I had been fairly well educated in my “mother” church. From kindergarten through university, the study of my religion had been a matter of daily routine. I knew very little about other churches, though, so I embarked on a desultory tour of a variety of Christian denominations, as well as a few Eastern religions. The basic questions remained unanswered in all of them: Who is God? Why is the world filled with suffering? And why was God so familiar with ancient people and so silent toward us in these times?
My little girl persisted in expressing her opinions, many of which sounded wiser than those of some of the churches. I was reminded of a phrase from an old book, “And a little child shall lead them” (Isa. 11:6), and I wished that she could lead me somewhere.
By the time Brother Allred invited me to attend his class, the only church in our small Utah community that I had not examined was The Church of Jesus Christ of Latter-day Saints. Though I had lived among Mormons for more than a year and had been visited and befriended by many, I had learned little about their beliefs. What I did know had been taught me by my husband, who had once been an LDS missionary but had become what the neighbors referred to as “inactive.” This Institute course seemed an excellent opportunity to understand Utah better.

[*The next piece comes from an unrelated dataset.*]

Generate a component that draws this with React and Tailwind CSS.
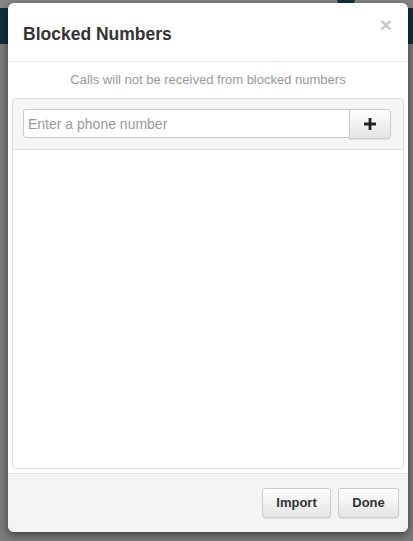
import React from "react";

const font = { fontFamily: '"Liberation Sans", Arial, sans-serif' };

/* Gradient button shared by the footer and the add button */
const Btn = ({ children, className = "" }) => (
  <button
    className={`h-[30px] border border-[#ccc] bg-gradient-to-b from-white to-[#e4e4e4] text-[13px] font-bold text-[#333] shadow-[0_1px_1px_rgba(0,0,0,0.08)] ${className}`}
  >
    {children}
  </button>
);

export default function App() {
  return (
    <div className="relative h-[541px] w-[413px] overflow-hidden bg-[#7b7b7b]" style={font}>
      {/* dimmed app behind the dialog */}
      <div className="h-2 bg-[#858585]" />
      <div className="h-9 bg-[#12303a]" />
      <div className="absolute left-[337px] top-[-8px] h-[14px] w-[18px] rounded-full bg-[#12303a]" />

      {/* dialog */}
      <div className="absolute left-2 top-[3px] flex h-[529px] w-[400px] flex-col rounded-md bg-white shadow-[0_3px_8px_rgba(0,0,0,0.5)]">
        <div className="flex h-[59px] shrink-0 items-start justify-between border-b border-[#e5e5e5] pl-[15px] pr-[16px]">
          <h1 className="mt-[20px] text-[17.5px] font-bold leading-[22px] text-[#333]">Blocked Numbers</h1>
          <span className="mt-[11px] text-[21px] font-bold leading-[21px] text-[#c8c8c8]">×</span>
        </div>

        <div className="flex flex-1 flex-col px-1 pb-1">
          <p className="py-[9px] text-center text-[13px] leading-[18px] text-[#999]">
            Calls will not be received from blocked numbers
          </p>
          <div className="flex flex-1 flex-col rounded border border-[#ddd]">
            <div className="flex rounded-t bg-[#f5f5f5] px-[10px] py-[10px] border-b border-[#ddd]">
              <input
                placeholder="Enter a phone number"
                className="h-[29px] flex-1 rounded-l-[3px] border border-[#ccc] bg-white px-[4px] text-[14px] text-[#555] placeholder:text-[#999] outline-none"
              />
              <Btn className="-ml-px flex h-[29px] w-[42px] items-center justify-center rounded-r-[3px]">
                <svg width="12" height="12" viewBox="0 0 12 12">
                  <path d="M4.6 0h2.8v4.6H12v2.8H7.4V12H4.6V7.4H0V4.6h4.6z" fill="#222" />
                </svg>
              </Btn>
              <div className="w-[2px]" />
            </div>
            <div className="flex-1 rounded-b bg-white" />
          </div>
        </div>

        <div className="flex h-[59px] shrink-0 items-center justify-end gap-[7px] rounded-b-md border-t border-[#e5e5e5] bg-[#f4f4f4] pr-[9px]">
          <Btn className="w-[69px] rounded-[3px]">Import</Btn>
          <Btn className="w-[61px] rounded-[3px]">Done</Btn>
        </div>
      </div>
    </div>
  );
}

By this time I had little hope that this church would be any different from the others: clear on matters of money and morals, fuzzy on theology and doctrine.
Despite my skepticism, I found myself touched from the very first class by the sheer beauty of the doctrines expressed in the Book of Mormon. I was on the verge of happy tears at nearly every contact with the Book of Mormon—both in class and reading on my own. Our teacher would outline some basic doctrine related to the text, and the class would discuss the applications for daily living. In this manner I was introduced to ideas regarding the premortal existence, the great Council in Heaven, and teachings about agency. The stunning proposition that there is a divine purpose and plan to this life set my head spinning. There were times in class when I was so shaken by the possibility, even the hope, that these concepts might be true, that I actually felt light-headed and weak-kneed.
I was very suspicious of my emotional response, so I deliberately put up a stubborn mental reserve, hoping to short-circuit my vulnerability and be more objective. All these thoughts are recorded in a journal, where I can still verify the changes that took place during those few weeks.
In spite of my detachment, several peculiar things happened. I suddenly felt inclined to pray, though I wasn’t sure who, if anyone, was listening. A growing gracefulness began to occur in my life, a softening toward others. And I felt a swelling of love for my family, filling what had been a widening emptiness.
When I started to pray again, I didn’t know what to say. Then I read 1 Nephi 2:16:
“I did cry unto the Lord; and behold he did visit me, and did soften my heart that I did believe all the words which had been spoken by my father.” [1 Ne. 2:16]
Since Nephi’s prayer had been pleasing to the Father, I copied it, asking only for a softening of my heart and the ability to believe. Almost immediately I experienced a flood of relief, peace, and confidence that my prayers had been heard. And I began to believe. Eventually there came from this one prayer an undeniable assurance that in the Book of Mormon is contained all the comfort and knowledge I had sought unsuccessfully in everything I had read, from writings about yoga and vegetarian cooking to Carl Jung and C. S. Lewis.
Next I came in my study to the story of Nephi’s great confidence in the Lord:
“The Lord giveth no commandments unto the children of men, save he shall prepare a way for them that they may accomplish the thing which he commandeth them.” (1 Ne. 3:7.)
I was touched this time by Nephi’s obedience, but felt that he had a great advantage over the rest of us, for the Lord had spoken to him, directly and clearly. Again I wondered why God doesn’t talk to us any more, as he did to people long ago. Why had I never received a personal commandment? I carried the question with me to the next class, but I never had to ask it.
The first sentence Brother Allred spoke that day was, “This is the gospel of happiness.” I hardly heard another word that hour. The moment he made that statement, I was overcome with the sudden recognition that I had already received my own commandment.
It had come seven years before, at a time of turmoil in my life. For fifteen years, off and on, I had been unable to choose either life in a convent or marriage and motherhood. In my former church, true spirituality required celibacy, and from my youngest memory, I had wanted both spiritual progress and to be someone’s mommy.
Late one night, I was trying to take stock of my life. I believed that both desires were worthy and were God’s will for me. My belief had been tested through a series of disappointments. I recall kneeling on my bed, near despair, and literally crying out, mostly in anger, “What do you want from me?”
I don’t claim to have heard a voice, but it seemed that I did, saying clearly, “I want you to be happy.” But because of my disappointments, I felt that answer to be cruelly ironic. So I discarded the entire incident as my own imagining.
Until that day in class seven years later, I had not remembered it at all. Then I suddenly understood that this long-ago answer to an earnest prayer had been a personal commandment. When the teacher said “gospel of happiness” I recognized the way the Lord had prepared for me. In joining The Church of Jesus Christ of Latter-day Saints, I could obey my commandment to be happy by being a mother and by consecrating my life to God.
Eight weeks after completing that Institute class, I was baptized and confirmed.
I never drive by the Institute building without a pang of sweet remembrance of what I discovered there. The completeness of the gospel plan continues to amaze me; I never cease to marvel at what my Father has done for me.